## WORK TO BE COMPLETED
Answer with one number only: the number of lines that include the word "React".

-- BEGIN --

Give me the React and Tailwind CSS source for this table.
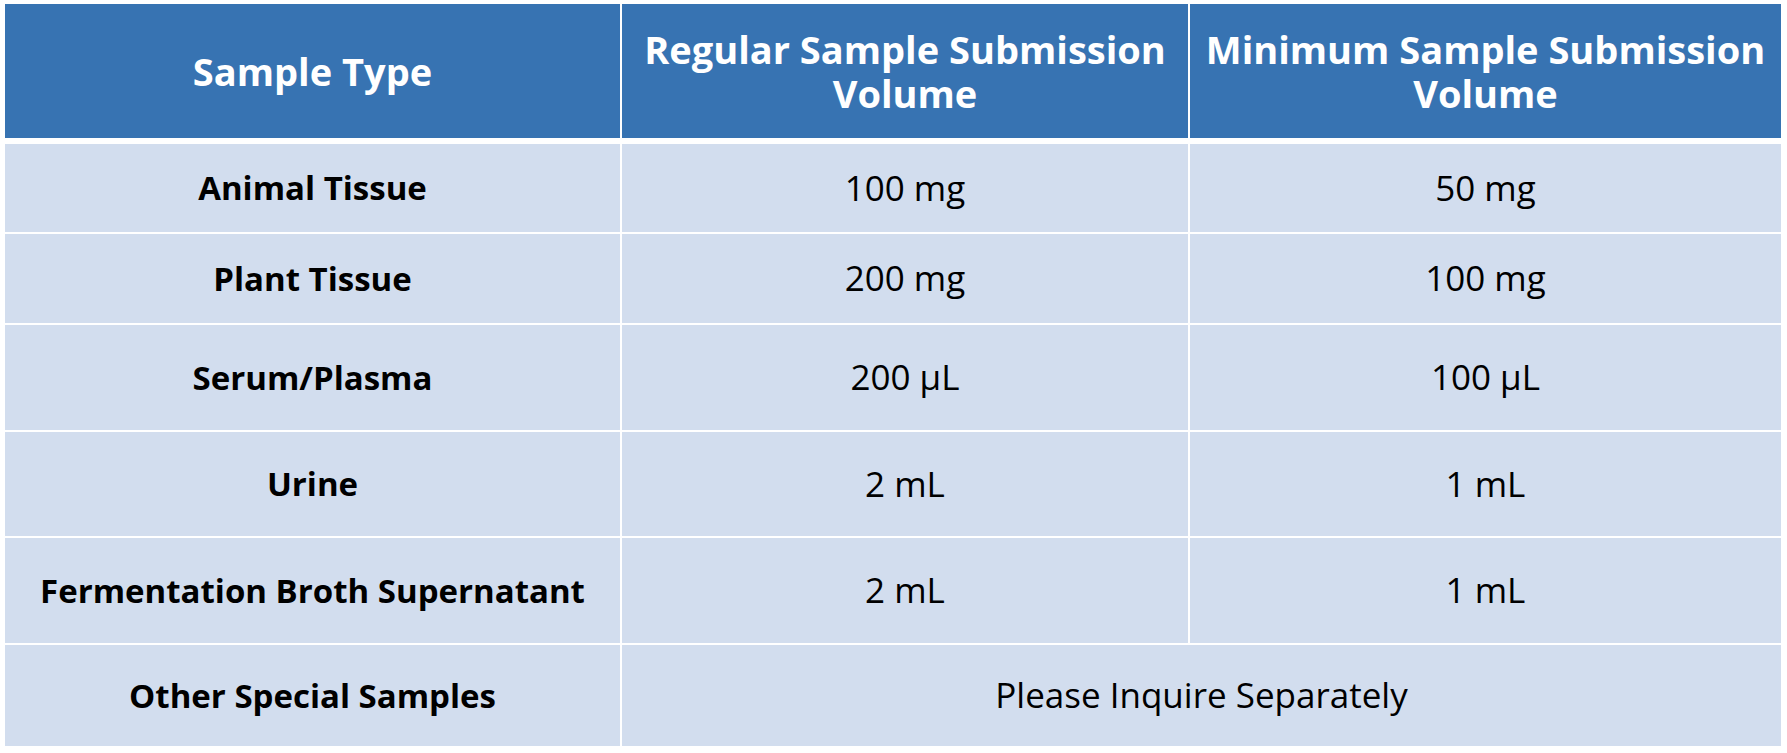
import React from "react";

const rows = [
  { type: "Animal Tissue", reg: "100 mg", min: "50 mg", h: "h-[88px]" },
  { type: "Plant Tissue", reg: "200 mg", min: "100 mg", h: "h-[89px]" },
  { type: "Serum/Plasma", reg: "200 μL", min: "100 μL", h: "h-[105px]" },
  { type: "Urine", reg: "2 mL", min: "1 mL", h: "h-[104px]" },
  { type: "Fermentation Broth Supernatant", reg: "2 mL", min: "1 mL", h: "h-[105px]" },
];

export default function App() {
  return (
    <div className="w-[1787px] h-[753px] bg-white pt-[4px] pl-[5px] font-['Open_Sans',sans-serif] text-black">
      <div className="flex flex-col w-[1776px]">
        <div className="flex gap-[2px] h-[134px] mb-[6px] text-white font-bold text-[38px] leading-[44px]">
          <div className="w-[615px] bg-[#3773b2] flex items-center justify-center text-center">Sample Type</div>
          <div className="w-[566px] bg-[#3773b2] flex items-center justify-center text-center">Regular Sample Submission<br />Volume</div>
          <div className="w-[591px] bg-[#3773b2] flex items-center justify-center text-center">Minimum Sample Submission<br />Volume</div>
        </div>
        <div className="flex flex-col gap-[2px] text-[35px]">
          {rows.map((r) => (
            <div key={r.type} className={`flex gap-[2px] ${r.h}`}>
              <div className="w-[615px] bg-[#d2ddee] flex items-center justify-center font-bold text-[33px]">{r.type}</div>
              <div className="w-[566px] bg-[#d2ddee] flex items-center justify-center">{r.reg}</div>
              <div className="w-[591px] bg-[#d2ddee] flex items-center justify-center">{r.min}</div>
            </div>
          ))}
          <div className="flex gap-[2px] h-[101px]">
            <div className="w-[615px] bg-[#d2ddee] flex items-center justify-center font-bold text-[33px]">Other Special Samples</div>
            <div className="w-[1159px] bg-[#d2ddee] flex items-center justify-center">Please Inquire Separately</div>
          </div>
        </div>
      </div>
    </div>
  );
}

-- END --

## SOLUTION TO THE PROBLEM
2